The secret life of jelly beans

LOOKIN’ GOOD: The soft centers of jelly beans derive from the exotic confection known as Turkish delight.
(Anne Cusack / Los Angeles Times)
Los Angeles Times Staff Writer

AH, the colors of spring -- bright red, blazing yellow and vivid green; deep purple, brilliant blue, pink dashed with scarlet -- all scattered around in little semi-orbs, like the eggs of impossibly brilliant birds. This is the season of the jelly bean.

And it’s getting baroque in bean land. Forget plain lemon and cherry. You can get assortments in as many as 50 flavors -- including margarita -- or you can order a single flavor (say French vanilla) by the pound. There are “extreme” jelly beans with flavors such as garlic, for those who want to go there. We seem to be approaching the limits of what you can do with sugar, cornstarch and a vivid imagination.

That’s right, sugar and cornstarch. Make no mistake, a jelly bean contains no jelly. The Beatles found this out the hard way.


In the ‘60s, American fans, having read that the rockers liked Jelly Babies, lovingly pelted their idols with jelly beans, under the impression that they were the same thing. Not so. Jelly Babies are soft, made out of thickened jelly. Jelly beans have a hard sugar coating. Ouch.

The “jelly” part of a jelly bean is actually what we call Turkish delight, a gently chewy cornstarch-thickened sweet that was created by an Istanbul confectioner in 1777. It reached America in the late 19th century.

That happened to be a time when there was a craze -- particularly among children -- for penny candies. (They weren’t necessarily a penny apiece -- 10 cents would get you a 1-pound bag of gumdrops.)

Some unknown American candy maker had the bright idea of making a penny-candy version of Turkish delight by cutting it into tiny pieces and giving them a hard candy coating. The sugar coating protected the soft interior from dirt and created something you could carry in your pocket.

The original versions were probably cylindrical, more or less, but candy makers early on started making them in the innocently amusing shape of a bean. Jelly beans were being sold under that name at least by the 1890s.

They were too complicated for home candy makers, who stuck with their easy caramels, divinities, nut brittles and chocolates. Sugar coating, that textural key to jelly beans, requires special equipment. You moisten the bean centers with sugar syrup and toss them around in a gadget that looks like a stainless-steel cement mixer. The colliding beans beat the sugar into a thin, smooth candy coating as they dry.


This process has the odd name “panning,” because the cement mixer thing is technically known as a dragée pan, dragée being the French term for sugar-coated nuts. The Jelly Belly company refers to it as an engrossing pan. No matter what you call it, it doesn’t really look much like a pan.

And making the filling is even more troublesome because you have to give it the proper shape. This is done by punching bean-shaped holes into a tray of cornstarch and dropping hot, semi-liquid Turkish delight into them. After a couple of days, the bean centers will have dried and hardened enough to be “panned.”
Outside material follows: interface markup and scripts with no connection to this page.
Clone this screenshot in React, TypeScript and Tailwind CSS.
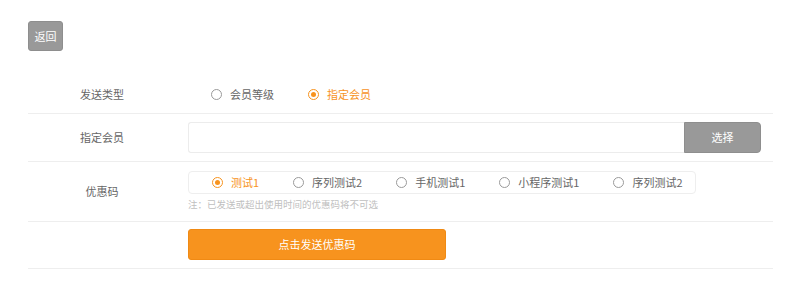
import React from "react";

const ORANGE = "#f7931e";

function Radio({ label, checked }: { label: string; checked?: boolean }) {
  return (
    <div className="flex items-center pl-[23px] pr-[11px]">
      <span
        className={
          "flex h-[11px] w-[11px] items-center justify-center rounded-full border " +
          (checked ? "border-[#f7931e]" : "border-[#9a9a9a]")
        }
      >
        {checked && <span className="h-[5px] w-[5px] rounded-full bg-[#f7931e]" />}
      </span>
      <span className={"ml-[8px] text-[11px] leading-none " + (checked ? "text-[#f7931e]" : "text-[#666]")}>
        {label}
      </span>
    </div>
  );
}

function Row({ label, children, className }: { label: string; children: React.ReactNode; className?: string }) {
  return (
    <div className={"flex border-b border-[#eeeeee] " + (className ?? "")}>
      <div className="flex w-[148px] items-center justify-center text-[11px] text-[#666]">{label}</div>
      <div className="ml-3 flex-1 pr-3">{children}</div>
    </div>
  );
}

export default function App() {
  return (
    <div
      className="h-[299px] w-[800px] bg-white pl-[28px] pr-[27px] pt-[21px]"
      style={{ fontFamily: '"Noto Sans CJK SC", "Noto Sans", sans-serif' }}
    >
      <button className="flex h-[30px] w-[35px] items-center justify-center rounded-[3px] border border-[#8e8e8e] bg-[#999] text-[11px] text-white">
        返回
      </button>
      <div className="mt-[24px]">
        <Row label="发送类型" className="h-[39px]">
          <div className="flex h-full items-center">
            <Radio label="会员等级" />
            <Radio label="指定会员" checked />
          </div>
        </Row>
        <Row label="指定会员" className="py-[8px]">
          <div className="flex h-[31px]">
            <input className="flex-1 rounded-l-[3px] border border-r-0 border-[#ececec] outline-none" />
            <button className="flex w-[77px] items-center justify-center rounded-r-[4px] border border-[#8e8e8e] bg-[#999] text-[11px] text-white">
              选择
            </button>
          </div>
        </Row>
        <Row label="优惠码" className="pt-[9px] pb-[9px]">
          <div className="flex h-[23px] w-[508px] items-center rounded-[4px] border border-[#eeeeee]">
            <Radio label="测试1" checked />
            <Radio label="序列测试2" />
            <Radio label="手机测试1" />
            <Radio label="小程序测试1" />
            <Radio label="序列测试2" />
          </div>
          <div className="mt-[2px] text-[9.5px] leading-[16px] text-[#c0c0c0]">注：已发送或超出使用时间的优惠码将不可选</div>
        </Row>
        <Row label="" className="pt-[7px] pb-[8px]">
          <button
            className="flex h-[31px] w-[258px] items-center justify-center rounded-[3px] border border-[#f08a14] text-[11px] text-white"
            style={{ backgroundColor: ORANGE }}
          >
            点击发送优惠码
          </button>
        </Row>
      </div>
    </div>
  );
}
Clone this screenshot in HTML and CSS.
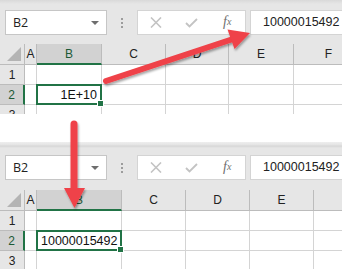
FILE: index.html
```html
<!DOCTYPE html>
<html>
  <head>
    <meta charset="UTF-8"/>
    <link rel="stylesheet" href="styles.css">
  </head>
  <body>
    <div class="page">
      <section class="panel panel-top">
        <div class="toolbar">
          <div class="namebox"><span>B2</span><span class="caret"></span></div>
          <div class="grip"><i></i><i></i><i></i></div>
          <div class="actions">
            <span class="slot">
              <svg width="12" height="11" viewBox="0 0 12 11"><path d="M1 0.5 L11 10.5 M11 0.5 L1 10.5" stroke="#c3c3c3" stroke-width="1.6" fill="none"/></svg>
            </span>
            <span class="slot">
              <svg width="13" height="10" viewBox="0 0 13 10"><path d="M1 5 L4.5 8.5 L12 1" stroke="#c3c3c3" stroke-width="1.8" fill="none"/></svg>
            </span>
            <span class="slot fx">f<sub>x</sub></span>
          </div>
          <div class="formula">10000015492</div>
        </div>
        <div class="sheet">
          <div class="corner"><span></span></div>
          <div class="col">A</div>
          <div class="col sel">B</div>
          <div class="col">C</div>
          <div class="col">D</div>
          <div class="col">E</div>
          <div class="col">F</div>

          <div class="row">1</div>
          <div class="cell"></div><div class="cell"></div><div class="cell"></div><div class="cell"></div><div class="cell"></div><div class="cell"></div>

          <div class="row sel">2</div>
          <div class="cell"></div>
          <div class="cell active num">1E+10</div>
          <div class="cell"></div><div class="cell"></div><div class="cell"></div><div class="cell"></div>

          <div class="row">3</div>
          <div class="cell"></div><div class="cell"></div><div class="cell"></div><div class="cell"></div><div class="cell"></div><div class="cell"></div>
        </div>
      </section>

      <section class="panel panel-bottom">
        <div class="toolbar">
          <div class="namebox"><span>B2</span><span class="caret"></span></div>
          <div class="grip"><i></i><i></i><i></i></div>
          <div class="actions">
            <span class="slot">
              <svg width="12" height="11" viewBox="0 0 12 11"><path d="M1 0.5 L11 10.5 M11 0.5 L1 10.5" stroke="#c3c3c3" stroke-width="1.6" fill="none"/></svg>
            </span>
            <span class="slot">
              <svg width="13" height="10" viewBox="0 0 13 10"><path d="M1 5 L4.5 8.5 L12 1" stroke="#c3c3c3" stroke-width="1.8" fill="none"/></svg>
            </span>
            <span class="slot fx">f<sub>x</sub></span>
          </div>
          <div class="formula">10000015492</div>
        </div>
        <div class="sheet wide">
          <div class="corner"><span></span></div>
          <div class="col">A</div>
          <div class="col sel">B</div>
          <div class="col">C</div>
          <div class="col">D</div>
          <div class="col">E</div>
          <div class="col"></div>

          <div class="row">1</div>
          <div class="cell"></div><div class="cell"></div><div class="cell"></div><div class="cell"></div><div class="cell"></div><div class="cell"></div>

          <div class="row sel">2</div>
          <div class="cell"></div>
          <div class="cell active left">10000015492</div>
          <div class="cell"></div><div class="cell"></div><div class="cell"></div><div class="cell"></div>

          <div class="row">3</div>
          <div class="cell"></div><div class="cell"></div><div class="cell"></div><div class="cell"></div><div class="cell"></div><div class="cell"></div>
        </div>
      </section>

      <svg class="arrows" width="342" height="269" viewBox="0 0 342 269">
        <defs>
          <filter id="shade" x="-20%" y="-20%" width="140%" height="140%">
            <feDropShadow dx="1" dy="2" stdDeviation="1.2" flood-color="#000" flood-opacity="0.35"/>
          </filter>
        </defs>
        <g filter="url(#shade)" fill="#ef4248" stroke="#ef4248">
          <line x1="106" y1="81" x2="233" y2="39" stroke-width="6" stroke-linecap="round"/>
          <polygon points="250,33 234.5,49 227.5,29.5" stroke="none"/>
          <line x1="74" y1="124" x2="74" y2="190" stroke-width="7" stroke-linecap="round"/>
          <polygon points="64,188 85,188 74.5,208" stroke="none"/>
        </g>
      </svg>
    </div>
  </body>
</html>
```

FILE: styles.css
```css
body
{
  margin: 0;
  padding: 0;
  background: #fff;
  font-family: "Liberation Sans", Arial, sans-serif;
}
.page
{
  position: relative;
  width: 342px;
  height: 269px;
  overflow: hidden;
}
.panel
{
  overflow: hidden;
}
.panel-top
{
  height: 114px;
}
.panel-bottom
{
  margin-top: 28px;
  height: 127px;
}
.toolbar
{
  display: flex;
  align-items: stretch;
  height: 25px;
  padding: 10px 0 9px 5px;
  background: linear-gradient(#d9d9d9, #e6e6e6 4px);
}
.panel-bottom .toolbar
{
  padding: 13px 0 10px 5px;
  background: linear-gradient(#eeeeee, #e4e4e4 3px, #d6d6d6 4px, #e6e6e6 6px);
}
.namebox
{
  box-sizing: border-box;
  width: 102px;
  background: #fff;
  border: 1px solid #c6c6c6;
  display: flex;
  align-items: center;
  justify-content: space-between;
  padding: 0 7px 0 7px;
  font-family: "Open Sans", sans-serif;
  font-size: 12.5px;
  color: #222;
}
.caret
{
  width: 0;
  height: 0;
  border-left: 4px solid transparent;
  border-right: 4px solid transparent;
  border-top: 4px solid #6e6e6e;
  margin-top: 1px;
}
.grip
{
  width: 30px;
  display: flex;
  flex-direction: column;
  align-items: center;
  justify-content: center;
  gap: 2px;
}
.grip i
{
  display: block;
  width: 2px;
  height: 2px;
  background: #9c9c9c;
}
.actions
{
  box-sizing: border-box;
  width: 109px;
  background: #fff;
  border: 1px solid #d4d4d4;
  display: flex;
}
.slot
{
  width: 36px;
  display: flex;
  align-items: center;
  justify-content: center;
}
.fx
{
  font-family: "Liberation Serif", serif;
  font-style: italic;
  font-size: 14px;
  color: #6f6f6f;
  padding-bottom: 2px;
}
.fx sub
{
  font-size: 10px;
  vertical-align: -1px;
}
.formula
{
  box-sizing: border-box;
  margin-left: 4px;
  flex: 1;
  background: #fff;
  border: 1px solid #d4d4d4;
  border-right: none;
  padding-left: 12px;
  font-size: 12.5px;
  line-height: 23px;
  color: #222;
  white-space: nowrap;
}
.sheet
{
  display: grid;
  grid-template-columns: 25px 12px 65px 64px 63px 65px 70px;
  grid-auto-rows: 20px;
  grid-template-rows: 21px;
  font-size: 12.5px;
  color: #111;
}
.sheet.wide
{
  grid-template-columns: 25px 12px 85px 64px 64px 64px 70px;
}
.corner,
.col,
.row
{
  box-sizing: border-box;
  background: #e6e6e6;
  border-right: 1px solid #bcbcbc;
  border-bottom: 1px solid #bcbcbc;
  display: flex;
  align-items: center;
  justify-content: center;
  font-size: 12px;
  color: #222;
}
.corner
{
  position: relative;
}
.corner span
{
  position: absolute;
  right: 3px;
  bottom: 3px;
  width: 0;
  height: 0;
  border-left: 14px solid transparent;
  border-bottom: 14px solid #b4b4b4;
}
.col.sel
{
  background: #d2d2d2;
  border-bottom: 2px solid #217346;
  color: #1c5a36;
}
.row.sel
{
  background: #d2d2d2;
  border-right: 2px solid #217346;
  color: #1c5a36;
}
.cell
{
  box-sizing: border-box;
  border-right: 1px solid #d4d4d4;
  border-bottom: 1px solid #d4d4d4;
  display: flex;
  align-items: center;
  padding: 0 4px;
  white-space: nowrap;
}
.cell.num
{
  justify-content: flex-end;
}
.cell.active
{
  position: relative;
}
.cell.active::after
{
  content: "";
  position: absolute;
  left: -1px;
  top: -1px;
  right: -1px;
  bottom: -1px;
  border: 2px solid #217346;
}
.cell.active::before
{
  content: "";
  position: absolute;
  right: -3px;
  bottom: -3px;
  width: 5px;
  height: 5px;
  background: #217346;
  border: 1px solid #fff;
  z-index: 1;
}
.arrows
{
  position: absolute;
  left: 0;
  top: 0;
}
```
Like all panned sweets, a jelly bean needs several layers of candy coating. Until Jelly Belly introduced the flavored fillings in 1976, the filling and most of the coating were plain, and only the last layer of the coating contained any flavor or coloring.

Such cute colors

BUT the candies’ appeal from the start was in their bright colors as much as their flavor. With their rainbow of hues and smooth, featureless surfaces, jelly beans gave the 1920s a slang term for a sharp-dressing but insubstantial young man. There was a pop song about it: “Jelly Bean (He’s a Curbstone Cutie).”

Also in the ‘20s, people started putting bright, cheery jelly beans in Easter baskets, and by the ‘40s the association with Easter was thoroughly settled. These days, no self-respecting Easter Bunny would dare visit without leaving jelly beans.


It looks as if jelly beans have partly usurped the place of the traditional Easter egg as the brightest-colored food of the holiday. And from a kid’s point of view, the logic is inescapable. Sure, it’s great, messy fun to dye eggs, but who’d rather eat a hard-boiled egg than a piece of candy?